The post-independence government of Jomo Kenyatta supported this approach, famously dismissing landless Mau Mau rebels as ‘hooligans’. This was despite strong research evidence in the late 1960s that poorer farmers with smaller holdings, who were also given much less agricultural extension support than better-off farmers, performed better.
After Kenyatta defeated and ousted a minority of progressive politicians in the late 1960s, Kenyan agricultural policy showed striking continuity with the colonial era. The major difference was that the elite of large-scale landowners was now black.
The Kenyatta family itself became, and remains, one of the biggest landowners, including a vast tract of thousands of hectares that extends north-east of Nairobi towards Thika and other large farms in what were known as the White Highlands – the region scheduled by the British as a white-only farming area.
The redistribution of land to a black elite, limited redistribution to ordinary Kenyans, and the growth of black cash-crop farming were enough to stabilize the rural situation after independence.

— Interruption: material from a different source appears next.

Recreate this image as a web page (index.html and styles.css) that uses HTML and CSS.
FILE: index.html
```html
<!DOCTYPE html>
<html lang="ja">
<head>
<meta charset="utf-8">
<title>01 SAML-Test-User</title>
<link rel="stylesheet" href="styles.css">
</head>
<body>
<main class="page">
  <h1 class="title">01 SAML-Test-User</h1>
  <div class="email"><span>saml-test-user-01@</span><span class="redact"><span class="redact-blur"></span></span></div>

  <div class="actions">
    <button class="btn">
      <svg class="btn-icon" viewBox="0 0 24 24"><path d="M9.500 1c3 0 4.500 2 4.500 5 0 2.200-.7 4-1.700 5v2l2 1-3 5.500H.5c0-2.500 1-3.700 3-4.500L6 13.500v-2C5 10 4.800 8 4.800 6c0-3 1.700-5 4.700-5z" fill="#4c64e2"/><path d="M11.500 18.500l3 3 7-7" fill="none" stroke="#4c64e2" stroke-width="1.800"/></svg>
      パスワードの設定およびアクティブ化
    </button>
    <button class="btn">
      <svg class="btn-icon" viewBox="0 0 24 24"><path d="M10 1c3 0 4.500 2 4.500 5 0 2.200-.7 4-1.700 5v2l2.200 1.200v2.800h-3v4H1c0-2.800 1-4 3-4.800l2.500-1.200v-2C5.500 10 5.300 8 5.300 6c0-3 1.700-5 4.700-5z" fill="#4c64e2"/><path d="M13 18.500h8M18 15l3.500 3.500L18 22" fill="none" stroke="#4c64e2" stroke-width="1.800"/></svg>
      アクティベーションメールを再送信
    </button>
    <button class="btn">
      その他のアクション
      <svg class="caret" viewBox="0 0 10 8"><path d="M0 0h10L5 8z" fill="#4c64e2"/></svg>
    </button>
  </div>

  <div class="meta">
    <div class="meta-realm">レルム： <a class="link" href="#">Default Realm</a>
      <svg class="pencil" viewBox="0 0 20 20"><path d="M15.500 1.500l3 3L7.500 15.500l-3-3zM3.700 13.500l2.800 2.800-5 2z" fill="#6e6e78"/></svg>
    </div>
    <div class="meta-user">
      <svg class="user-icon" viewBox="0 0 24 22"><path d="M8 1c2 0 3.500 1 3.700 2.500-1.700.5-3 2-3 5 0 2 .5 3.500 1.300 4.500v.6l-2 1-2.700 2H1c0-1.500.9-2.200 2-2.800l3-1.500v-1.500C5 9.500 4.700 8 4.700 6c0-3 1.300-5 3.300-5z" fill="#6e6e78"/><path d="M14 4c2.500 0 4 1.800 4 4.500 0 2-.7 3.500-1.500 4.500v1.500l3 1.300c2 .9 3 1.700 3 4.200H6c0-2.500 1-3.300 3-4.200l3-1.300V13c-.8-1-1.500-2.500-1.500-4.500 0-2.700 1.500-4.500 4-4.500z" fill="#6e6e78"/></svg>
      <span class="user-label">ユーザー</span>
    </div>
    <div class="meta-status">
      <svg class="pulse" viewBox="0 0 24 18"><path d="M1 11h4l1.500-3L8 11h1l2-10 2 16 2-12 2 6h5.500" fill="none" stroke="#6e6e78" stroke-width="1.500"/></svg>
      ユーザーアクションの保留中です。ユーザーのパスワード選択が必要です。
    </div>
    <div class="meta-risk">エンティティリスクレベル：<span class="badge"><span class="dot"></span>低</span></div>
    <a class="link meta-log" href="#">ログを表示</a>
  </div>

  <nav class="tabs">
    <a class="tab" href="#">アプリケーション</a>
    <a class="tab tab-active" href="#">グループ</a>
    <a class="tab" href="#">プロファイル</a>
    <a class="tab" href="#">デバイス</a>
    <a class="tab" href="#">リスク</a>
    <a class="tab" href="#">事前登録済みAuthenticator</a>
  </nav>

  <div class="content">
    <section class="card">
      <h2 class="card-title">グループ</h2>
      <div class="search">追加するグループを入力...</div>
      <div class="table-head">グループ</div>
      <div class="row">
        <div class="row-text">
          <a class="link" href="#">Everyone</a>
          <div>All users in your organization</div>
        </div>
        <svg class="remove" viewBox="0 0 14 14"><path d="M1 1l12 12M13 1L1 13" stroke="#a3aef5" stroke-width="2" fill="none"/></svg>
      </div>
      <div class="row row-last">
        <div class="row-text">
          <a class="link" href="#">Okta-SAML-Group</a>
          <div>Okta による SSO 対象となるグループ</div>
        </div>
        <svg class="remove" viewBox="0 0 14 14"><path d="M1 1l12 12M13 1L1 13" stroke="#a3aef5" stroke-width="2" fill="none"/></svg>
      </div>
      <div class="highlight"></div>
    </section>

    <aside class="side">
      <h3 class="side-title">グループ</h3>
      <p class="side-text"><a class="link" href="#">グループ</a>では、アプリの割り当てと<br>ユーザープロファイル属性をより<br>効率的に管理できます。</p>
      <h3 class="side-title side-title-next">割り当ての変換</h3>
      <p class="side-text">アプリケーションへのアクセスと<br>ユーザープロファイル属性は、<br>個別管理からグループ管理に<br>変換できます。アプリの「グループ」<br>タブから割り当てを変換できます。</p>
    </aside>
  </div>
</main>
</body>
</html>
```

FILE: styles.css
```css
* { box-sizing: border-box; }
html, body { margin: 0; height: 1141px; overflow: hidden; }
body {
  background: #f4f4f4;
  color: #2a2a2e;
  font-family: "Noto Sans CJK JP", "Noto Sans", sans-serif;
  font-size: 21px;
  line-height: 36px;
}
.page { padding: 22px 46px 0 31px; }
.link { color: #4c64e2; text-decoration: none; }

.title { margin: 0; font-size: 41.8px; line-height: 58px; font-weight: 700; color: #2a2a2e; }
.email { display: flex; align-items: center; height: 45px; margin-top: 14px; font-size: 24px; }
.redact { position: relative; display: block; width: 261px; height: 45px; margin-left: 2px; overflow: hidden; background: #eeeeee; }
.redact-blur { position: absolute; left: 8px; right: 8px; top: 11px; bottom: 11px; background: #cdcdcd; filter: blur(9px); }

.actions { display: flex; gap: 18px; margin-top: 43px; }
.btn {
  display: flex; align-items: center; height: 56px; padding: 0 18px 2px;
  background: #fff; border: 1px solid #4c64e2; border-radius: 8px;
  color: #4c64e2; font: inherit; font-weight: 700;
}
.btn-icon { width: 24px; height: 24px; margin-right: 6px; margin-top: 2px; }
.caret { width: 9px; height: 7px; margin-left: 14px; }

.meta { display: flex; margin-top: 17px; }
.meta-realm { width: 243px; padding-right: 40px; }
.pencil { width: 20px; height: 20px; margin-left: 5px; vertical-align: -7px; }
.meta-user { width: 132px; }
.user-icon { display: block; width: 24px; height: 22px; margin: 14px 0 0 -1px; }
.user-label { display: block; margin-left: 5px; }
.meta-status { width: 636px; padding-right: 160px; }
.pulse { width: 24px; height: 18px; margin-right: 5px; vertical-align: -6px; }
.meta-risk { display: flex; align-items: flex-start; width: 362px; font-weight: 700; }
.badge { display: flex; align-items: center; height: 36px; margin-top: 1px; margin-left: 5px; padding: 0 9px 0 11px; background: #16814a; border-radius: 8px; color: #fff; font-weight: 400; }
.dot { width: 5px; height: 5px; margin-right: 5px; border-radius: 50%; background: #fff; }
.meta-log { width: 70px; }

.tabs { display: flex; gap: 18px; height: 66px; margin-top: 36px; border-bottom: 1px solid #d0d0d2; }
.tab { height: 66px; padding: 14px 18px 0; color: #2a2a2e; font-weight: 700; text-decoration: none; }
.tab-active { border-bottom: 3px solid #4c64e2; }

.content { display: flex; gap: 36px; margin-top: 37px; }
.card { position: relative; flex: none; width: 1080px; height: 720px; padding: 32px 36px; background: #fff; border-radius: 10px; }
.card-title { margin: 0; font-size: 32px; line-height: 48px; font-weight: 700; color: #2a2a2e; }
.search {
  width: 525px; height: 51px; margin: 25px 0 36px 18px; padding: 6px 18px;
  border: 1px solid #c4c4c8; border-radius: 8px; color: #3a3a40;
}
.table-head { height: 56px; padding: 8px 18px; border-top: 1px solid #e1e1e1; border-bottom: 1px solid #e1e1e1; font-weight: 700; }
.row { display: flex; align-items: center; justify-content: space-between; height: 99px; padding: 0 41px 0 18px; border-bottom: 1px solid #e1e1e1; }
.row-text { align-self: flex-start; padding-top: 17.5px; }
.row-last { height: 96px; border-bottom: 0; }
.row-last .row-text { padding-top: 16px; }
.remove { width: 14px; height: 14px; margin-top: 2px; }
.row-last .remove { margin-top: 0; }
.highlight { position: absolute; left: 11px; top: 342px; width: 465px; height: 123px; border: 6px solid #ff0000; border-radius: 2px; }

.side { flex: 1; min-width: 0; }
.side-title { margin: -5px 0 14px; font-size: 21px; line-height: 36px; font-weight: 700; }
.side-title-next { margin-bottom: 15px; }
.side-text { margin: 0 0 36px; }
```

Tea did particularly well and continues to account for one-quarter of Kenya’s export earnings. However, government agricultural policy has been remarkably passive. The great bulk of agricultural exports, including tea, continue to be unprocessed in the absence of investment to add value locally. Only 13 percent of land with the potential for irrigation has been developed and farming remains 98 percent rain fed (without artificial irrigation — Ed.).

And where members of the African Union have been committed for almost 20 years to spending one-tenth of their budgets on agriculture, Kenya’s leading rural research institute, Tegemeo, puts the Kenyan share – including national and local funds – at around five percent. In the past two decades, the estimated contribution of agriculture to overall growth has been higher in Ethiopia, Rwanda and Tanzania than in Kenya.
When significant developments do occur in agricultural markets, they tend – as with so much in Kenya – to be driven by elite political interests or those of particular ethnic voting blocks. Jomo Kenyatta’s successor, Daniel arap Moi, built up the National Cereals and Produce Board, which bought up surplus maize, often at above-market prices.
The vast majority of the maize surplus in Kenya comes from Moi’s ethnic Kalenjin base area in the Rift Valley. Under current president Uhuru Kenyatta, a son of Jomo, the Kenyatta family business Brookside Dairy became Kenya’s dominant milk processor, buying up competitors and acquiring a market share around 45 percent.
In 2020, the Kenyan government banned the importation of cheap Ugandan milk, apparently in breach of East African Community (EAC) trade agreements. According to Kenyan economist David Ndii, under the Kenyatta government since 2013, milk processing margins quadrupled, the cost of processed milk to the consumer doubled, and the price paid to farmers, at its nadir, halved, although it since increased following protests.
WOMEN — YES, AFRICANS — NO
Many Kenyans served in the British Empire’s forces during World War II, actively contributing to the war effort. They were led by British officers who were required to learn Swahili for more effective communication with their subordinates.
Significant changes occurred in the governance of the British colony after the war. A Legislative Council for the colony had been established as early as the 1920s, but it included no Africans. To increase the number of white voters and secure a majority in the Council, the colonial administration even granted European women voting rights.
However, since 1928, the Representation of the People Act has equalized voting rights for women and men throughout the Empire — white women, but not Africans. It wasn’t until 1948 that the Legislative Council included four black Kenyans alongside 11 Europeans and seven Indians. Yet, this compromise satisfied none of the involved parties.